We consider a system in a non-equilibrium steady state, and we write the associated probability distribution using the effective energy \({p}_{{{{\rm{ss}}}}}({{{\boldsymbol{x}}}})={Z}^{-1}{e}^{-{E}_{{{{\rm{eff}}}}}({{{\boldsymbol{x}}}})}\), which means that pss = −pss Eeff, where Eeff is the score. The entropy production becomes

$$\begin{array}{rcl}\dot{S}&=&\int\,{{{\rm{d}}}}{{{\boldsymbol{x}}}}(\underline{\underline{M}}{{{\boldsymbol{F}}}}+\underline{\underline{D}}\nabla {E}_{{{{\rm{eff}}}}}){\underline{\underline{D}}}^{-1}(\underline{\underline{M}}{{{\boldsymbol{F}}}}+\underline{\underline{D}}\nabla {E}_{{{{\rm{eff}}}}}){p}_{{{{\rm{ss}}}}}\\ &=&{\langle (\underline{\underline{M}}{{{\boldsymbol{F}}}}+\underline{\underline{D}}\nabla {E}_{{{{\rm{eff}}}}}){\underline{\underline{D}}}^{-1}(\underline{\underline{M}}{{{\boldsymbol{F}}}}+\underline{\underline{D}}\nabla {E}_{{{{\rm{eff}}}}})\rangle }_{{p}_{{{{\rm{ss}}}}}}\,.\end{array}$$

We need to recover equilibrium when the activity coefficients are set to zero. This imposes the usual Einstein relation \(\underline{\underline{D}}=D\underline{\underline{M}}\), where D is the noise amplitude, introduced in the main text. This simplifies the expression for the entropy rate and means that it is not necessary to invert the diffusion matrix to compute it. We finally obtain the form discussed in the main text

$$\dot{S} = \frac{1}{D}{\langle \underline{\underline{M}}({{{\boldsymbol{F}}}}+D\nabla {E}_{{{{\rm{eff}}}}})({{{\boldsymbol{F}}}}+D\nabla {E}_{{{{\rm{eff}}}}})\rangle }_{{p}_{{{{\rm{ss}}}}}}\\ = \,{\langle \sigma ({{{\boldsymbol{x}}}},t)\rangle }_{{p}_{{{{\rm{ss}}}}}}\,,$$

where we introduced the local entropy production rate σ(xt), which is the quantity computed in the main text.

Discretization and mobility matrix

To adapt the results presented above to the study of field theories, one simply needs to explicitly discretize space.
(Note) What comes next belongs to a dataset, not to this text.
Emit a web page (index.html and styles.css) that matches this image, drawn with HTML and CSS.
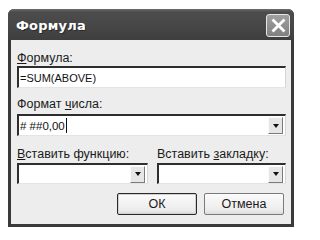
FILE: index.html
```html
<!DOCTYPE html>
<html lang="ru">
<head>
<meta charset="utf-8">
<title>Формула</title>
<link rel="stylesheet" href="styles.css">
</head>
<body>
<div class="window">
  <div class="titlebar">
    <span class="title">Формула</span>
    <button class="close" aria-label="Закрыть">
      <svg width="15" height="15" viewBox="0 0 15 15"><path d="M2.5 2.5 L12.5 12.5 M12.5 2.5 L2.5 12.5" stroke="#fff" stroke-width="2.8" stroke-linecap="square"/></svg>
    </button>
  </div>
  <div class="content">
    <div class="label label-first"><u>Ф</u>ормула:</div>
    <div class="field text">=SUM(ABOVE)</div>
    <div class="label label-second">Формат <u>ч</u>исла:</div>
    <div class="field combo">
      <span class="value">#&nbsp;##0,00<span class="caret"></span></span>
      <span class="drop"><span class="tri"></span></span>
    </div>
    <div class="pair">
      <div class="col">
        <div class="label label-third"><u>В</u>ставить функцию:</div>
        <div class="field combo small">
          <span class="value"></span>
          <span class="drop"><span class="tri"></span></span>
        </div>
      </div>
      <div class="col">
        <div class="label label-third">Вставить <u>з</u>акладку:</div>
        <div class="field combo small">
          <span class="value"></span>
          <span class="drop"><span class="tri"></span></span>
        </div>
      </div>
    </div>
    <div class="buttons">
      <button class="btn default">ОК</button>
      <button class="btn">Отмена</button>
    </div>
  </div>
</div>
</body>
</html>
```
FILE: styles.css
```css
html, body {
  margin: 0;
  padding: 0;
  background: #ffffff;
}
body {
  padding: 9px 0 0 8px;
  font-family: "Liberation Sans", Arial, sans-serif;
  font-size: 12.5px;
  color: #1a1a1a;
}
.window {
  width: 286px;
  height: 218px;
  box-sizing: border-box;
  display: flex;
  flex-direction: column;
  background: #3a3a3a;
  border-radius: 6px 6px 0 0;
  overflow: hidden;
}
.titlebar {
  height: 31px;
  flex: none;
  display: flex;
  align-items: center;
  justify-content: space-between;
  padding: 0 4px 0 8px;
  background: linear-gradient(#6c6c6c 0px, #4c4c4c 3px, #464646 60%, #3e3e3e 100%);
}
.title {
  font-family: "DejaVu Sans", Verdana, sans-serif;
  font-weight: bold;
  font-size: 13px;
  color: #ffffff;
  letter-spacing: 0.2px;
  text-shadow: 1px 1px 0 #2a2a2a;
  margin-top: 1px;
}
.close {
  width: 24px;
  height: 23px;
  padding: 0;
  margin-top: 2px;
  border: 1px solid #e6e6e6;
  border-radius: 3px;
  background: linear-gradient(#a0a0a0, #808080);
  display: flex;
  align-items: center;
  justify-content: center;
}
.content {
  flex: 1;
  margin: 0 3px 3px 3px;
  background: #ededed;
  padding: 0 5px 0 6px;
  display: flex;
  flex-direction: column;
}
.label {
  height: 14px;
  line-height: 14px;
  white-space: nowrap;
}
.label u {
  text-decoration-thickness: 1px;
  text-underline-offset: 1px;
}
.label-first { margin-top: 11px; margin-bottom: 1px; }
.label-second { margin-top: 9px; margin-bottom: 3px; }
.label-third { margin-top: 11px; margin-bottom: 2px; }
.field {
  box-sizing: border-box;
  height: 22px;
  background: #ffffff;
  border-top: 2px solid #2e2e2e;
  border-left: 2px solid #2e2e2e;
  border-right: 1px solid #d6d6d6;
  border-bottom: 1px solid #e4e4e4;
  font-size: 11.5px;
  display: flex;
  align-items: center;
  padding-left: 1px;
  color: #111;
}
.text {
  font-size: 11px;
}
.combo {
  justify-content: space-between;
  padding-right: 2px;
}
.value {
  display: flex;
  align-items: center;
  white-space: nowrap;
}
.caret {
  display: inline-block;
  width: 1px;
  height: 15px;
  background: #111;
  margin-left: 1px;
}
.drop {
  width: 15px;
  height: 17px;
  box-sizing: border-box;
  background: #e6e6e6;
  border-top: 1px solid #fafafa;
  border-left: 1px solid #fafafa;
  border-right: 1px solid #7a7a7a;
  border-bottom: 1px solid #7a7a7a;
  display: flex;
  align-items: center;
  justify-content: center;
}
.tri {
  width: 0;
  height: 0;
  border-left: 3.5px solid transparent;
  border-right: 3.5px solid transparent;
  border-top: 4px solid #111;
}
.small {
  height: 21px;
}
.pair {
  display: flex;
  gap: 9px;
}
.col {
  display: flex;
  flex-direction: column;
}
.col:first-child { width: 131px; }
.col:last-child { flex: 1; }
.buttons {
  display: flex;
  justify-content: flex-end;
  gap: 7px;
  margin-top: 9px;
  padding-right: 2px;
}
.btn {
  width: 80px;
  height: 22px;
  font-family: "Liberation Sans", Arial, sans-serif;
  font-size: 12.5px;
  color: #1a1a1a;
  background: linear-gradient(#fbfbfb, #ececec 80%, #dcdcdc);
  border: 1px solid #7a7a7a;
  border-radius: 2px;
  padding: 0;
}
.btn.default {
  border: 1px solid #2a2a2a;
  box-shadow: inset 0 0 0 1px #cfcfcf;
}
```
This is, anyway, what has to be done to carry out any numerical analysis. The values of the field at each discretization point are then arranged in a vector, which was denoted x above. For the study of AMB+, the mobility matrix \(\underline{\underline{M}}\) is taken to encode the finite difference representation of the gradient operators. It is a larger matrix, but it is very sparse, so it can be efficiently stored, and matrix vector products are also fast to compute.

Numerical estimation

To plot the entropy production in Fig. 5, we performed a short-time average of successive time points to reduce the instantaneous noise in the entropy and have a more defined entropy production rate structure. These successive time points span an interval of Δt = 0.1. Comparing this time to the autocorrelation given in Fig. 7, we see that this time interval is small enough to have nearly no relaxation of any of the modes. This means that the system stays basically the same, apart from very high-frequency fluctuations coming from the stochastic noise, which is exactly what we wish to filter out.